| Problem description |
Scan the data that follows and count the lines with the string "React"; answer with the count alone.

| Dataset extract |
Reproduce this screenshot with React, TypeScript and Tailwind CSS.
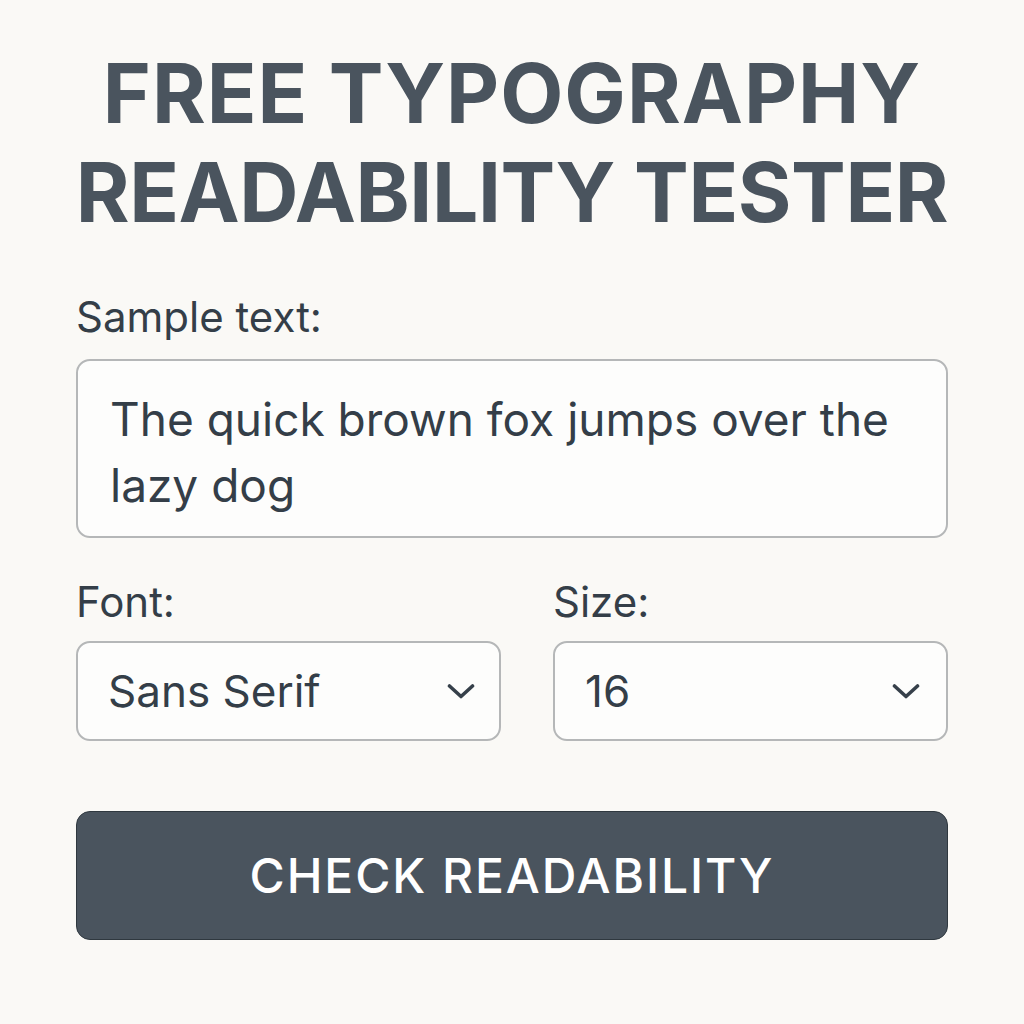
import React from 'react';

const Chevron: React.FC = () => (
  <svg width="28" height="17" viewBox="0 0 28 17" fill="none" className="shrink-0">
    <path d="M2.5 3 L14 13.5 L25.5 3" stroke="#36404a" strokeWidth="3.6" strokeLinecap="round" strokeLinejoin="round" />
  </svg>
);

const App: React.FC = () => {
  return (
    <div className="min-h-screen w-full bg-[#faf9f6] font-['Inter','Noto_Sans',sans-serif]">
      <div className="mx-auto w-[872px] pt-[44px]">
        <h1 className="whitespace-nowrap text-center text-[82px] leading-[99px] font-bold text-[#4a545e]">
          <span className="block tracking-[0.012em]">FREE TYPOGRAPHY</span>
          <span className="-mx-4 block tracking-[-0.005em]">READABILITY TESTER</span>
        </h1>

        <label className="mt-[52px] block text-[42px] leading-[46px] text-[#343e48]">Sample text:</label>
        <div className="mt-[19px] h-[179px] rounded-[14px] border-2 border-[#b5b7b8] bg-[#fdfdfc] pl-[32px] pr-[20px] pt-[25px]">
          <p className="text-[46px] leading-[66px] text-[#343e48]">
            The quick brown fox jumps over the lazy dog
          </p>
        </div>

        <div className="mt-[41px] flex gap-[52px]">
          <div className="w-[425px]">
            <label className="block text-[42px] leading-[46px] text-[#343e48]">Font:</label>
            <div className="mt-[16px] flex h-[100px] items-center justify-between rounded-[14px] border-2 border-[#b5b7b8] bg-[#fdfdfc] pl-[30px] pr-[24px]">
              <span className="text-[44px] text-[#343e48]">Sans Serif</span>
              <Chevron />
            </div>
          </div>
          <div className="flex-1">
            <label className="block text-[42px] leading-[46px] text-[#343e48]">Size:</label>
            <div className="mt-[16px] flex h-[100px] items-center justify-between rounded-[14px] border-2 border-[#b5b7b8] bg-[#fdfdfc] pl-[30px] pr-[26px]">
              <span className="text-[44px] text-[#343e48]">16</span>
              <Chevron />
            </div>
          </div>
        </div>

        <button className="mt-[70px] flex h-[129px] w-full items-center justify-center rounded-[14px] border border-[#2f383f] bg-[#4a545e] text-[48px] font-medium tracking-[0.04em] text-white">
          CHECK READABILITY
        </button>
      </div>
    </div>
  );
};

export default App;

| Solved problem |
4